Biskup warszawsko-praski poświęcił nową świątynię w Loretto.
Przestronna, jasna i prosta świątynia w samym środku lasu może pomieścić pół tysiąca osób. Na odpust, który tradycyjnie odbywa się w Loretto w drugą niedzielę września, przyjechało kilka razy więcej.
Większość przybyłych zajęła sektory na przyświątynnym terenie i to, co działo się we wnętrzu kościoła obserwowała na telebimach.

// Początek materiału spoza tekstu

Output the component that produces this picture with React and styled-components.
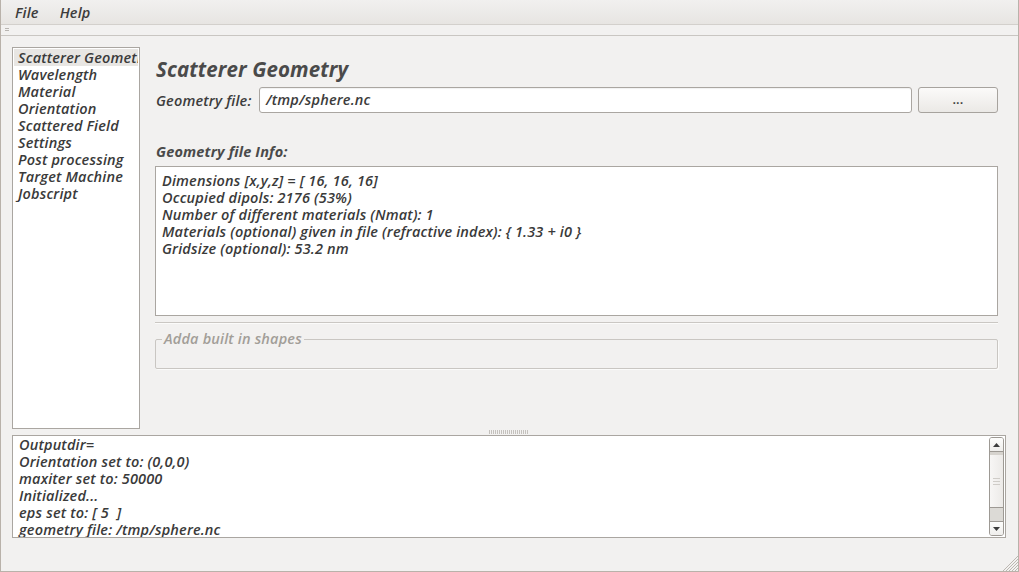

A w środku surowej jeszcze budowli, bp Romuald Kamiński, w koncelebrze z kilkudziesięcioma kapłanami sprawował pierwszą najświętszą ofiarę.
Na jej początku poświęcił ołtarz i mury budowli oraz umieścił w mensie ołtarza relikwie bł. ks. Ignacego Kłopotowskiego, inicjatora budowy świątyni i założyciela opiekującego się nią Zgromadzenia Sióstr Matki Bożej Loretańskiej.
GALERIA Z UROCZYSTOŚCI - TUTAJ
Biskup zaznaczył, że uroczystość pierwszej Mszy św. w nowym Domu Bożym odbywa się w 99. roku istnienia zgromadzenia sióstr loretanek. Wyraził też nadzieję, że w przyszłym roku, jubileuszowym dla sióstr - kustoszek sanktuarium, odbędzie się konsekracja.
- Uwielbiajmy Boga z głębi naszych serc za łaskę otwarcia nowej świątyni w czasie, gdy wiele społeczności bogatych, znudzonych, ale nade wszystko zagubionych, świątynie zamyka - powiedział bp Romuald Kamiński, równocześnie przypominając przekraczającym progi nowej świątyni, że są zobowiązani do "troski o zbawienie innych".
Nawiązując do czytań o zwiastowaniu, a następnie o posłudze brzemiennej Maryi, która poszła do swojej krewnej Elżbiety, bp Romulad Kamiński zaznaczył, że "siła łaski, czyli miłości, którą wlewa w nasze serce Bóg, może uczynić z nas jego sługi".
- Nie wyruszajmy na prawdziwą służbę, odpowiedzialną i owocną o własnych siłach - przestrzegał biskup. I dodawał: - Czego możemy spodziewać po człowieku, sięgającym po jakąkolwiek władzę, która z istoty swej ma być służbą, a nie ma do tego odpowiednich sił? Stąd i owoce są małe albo żadne. Może się ta refleksja przyda na czas czekających nas niebawem wyborów. By nie było kolejnych rozczarowań i zawiedzionych nadziei.
W uroczystości wzięło udział kilka tysięcy wiernych z obu warszawskich diecezji i innych rejonów Polski
Joanna Jureczko-Wilk /Foto Gość
Biskup zachęcał też do tego, by od Maryi uczyć się pokory.
- Ta cnota pozwala nam widzieć i oceniać każdy nasz rok zgodnie z prawdą. O wiele prostsze jest życie człowieka mającego pokorne spojrzenie na otaczającą go rzeczywistość.W ten sposób może być bardziej pomocny dla drugiego człowieka - tak jak pokazała to nasza Matka - mówił duchowny.
Warszawsko-praski ordynariusz przypomniał o praktykowaniu nabożeństwa pięciu pierwszych sobót miesiąca, jako wynagrodzenia za pięć rodzajów bluźnierstw, którymi jest obrażane serce Niepokalanej.
Zaznaczył jednak, że tę pobożną praktykę, o którą prosiła sama Maryja w czasie objawień w Fatimie, należy podjąć nie ze względu na przypisane do niej przywileje, ale z miłości do Matki.
W uroczystości odpustowej wzięły udział siostry loretanki, ojcowie ze Zgromadzenia Najświętszych Serc Jezusa i Maryi, przedstawiciele innych zgromadzeń zakonnych działających na terenie diecezji warszawsko-praskiej oraz członkowie Rodziny Loretańskiej.
W pielgrzymkach pieszych przybyli na nią mieszkańcy diecezji drohiczyńskiej oraz dekanatu jadowskiego. Ze sztandarami licznie stawili się członkowie Kościelnej Służby Porządkowej "Totus Tuus". Obecni byli również fundatorzy świątyni.